How To Be Successful In Life – Managing Self Identity & Setting Attainable Goals
Athletes Often Face Identity Issues.
When asked by people what they do, many athletes will identify as their specialty, such as “I’m a sprinter.” When stating something such as this, you are framing your entire existence around this one thing. In reality, we are all multifaceted human beings, but we at times have the tendency to hyper-focus on one aspect of ourselves, and let that one thing take over our entire being.
There is a subtle but real difference between someone saying “Im a sprinter” and “I go to school for this, I play this sport, I have this job, etc,” and this difference can make the difference in how you respond to both successes and failures.
If you, within yourself, identify as “x”, your day to day mindset, perspective, schedule, relationships, and more will all be shaded with whatever it is that you consciously or subconsciously believe makes up being “x”. You may think this is unimportant, but the reality is that these subtle self-identifying factors can impact our lives in a wide range of ways.
Humans need control to maintain their sanity.
If you connect your emotional state to something that is ultimately out of your control (such as your potential as an athlete), then the likelihood of you having an existential crisis of sorts is bound to be high.
Say that throughout high school, you identified as an athlete, and all your goals and aspirations were tied to this identity. Spring of your senior year rolls around, and you come to find out that none of the teams you tried to join are giving you a spot – how do you think you will fare mentally and emotional in response to this?
Even when athletes are successful, they can still experience dangerous identity crises.
Michael Phelps was recently quoted in an article as being suicidal after winning more gold medals than anyone ever before. At first glance you might think this is crazy, but if you look through the lens of identity, you might find that it does not take much for success to be a curse in disguise.
As the best swimmer in the world, his identity, social status, and reputation was all tied to being a swimmer. Once he had achieved all that there is to be achieved in the sport of swimming, he was left feeling empty, depressed, and even suicidal.

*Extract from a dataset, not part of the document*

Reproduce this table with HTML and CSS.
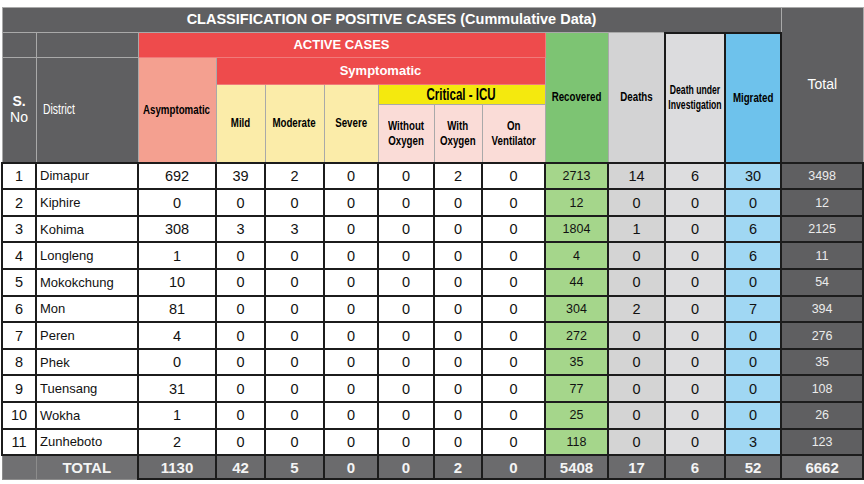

Outside athletics, with the recent suicide of the highly successful DJ Avicii, the same issues seemed to be present.
Successful People Manage Their Self Identity
As stated in this video on self identity, one of the factors which allows you to find success and feel fulfilled is to detach yourself emotionally from the outcomes of your actions.
When people identify as one primary thing in life, their emotions tend to become attached to the results of their actions. This becomes a problem, as your perception of your current successes and failures can affect various aspects of your life, including:
- Your motivation to continue your work.
- Your mood in social situations.
- Your self-esteem.
While I do believe that some level of attachment to outcome can have a positive effect on some individuals’ performance outcomes, the vast majority of people need to be careful about how wrapped up they become in what they do in order to achieve long term success.
There’s More To Life Than Being An Athlete.
Most people who train or compete in a given sport will never make a living off of their sport, and as such they are hobbyists.
If you are a hobbyist, but you let your emotional state get attached to the outcomes of your training and competition performance, you are going to get bent out of shape over something that is only as impactful on your life as you let it be.
The paradox of letting go is an interesting concept, and something that I have found to be helpful in my own life with regards to staying level headed and not letting bumps in the road get me down.
Basically, if you find the fine line between caring about something deeply while understanding that ultimately it does not matter in the grand scheme of things, you can find a balance of passion and apathy which allows you to continue pursuing goals while not getting down when things don’t turn out as planned.
This balance of caring about the process and letting go of attachment to the outcome is a very freeing experience.
This allows you to fully invest yourself in the moment at hand, and focus only on what is within your control – the current moment.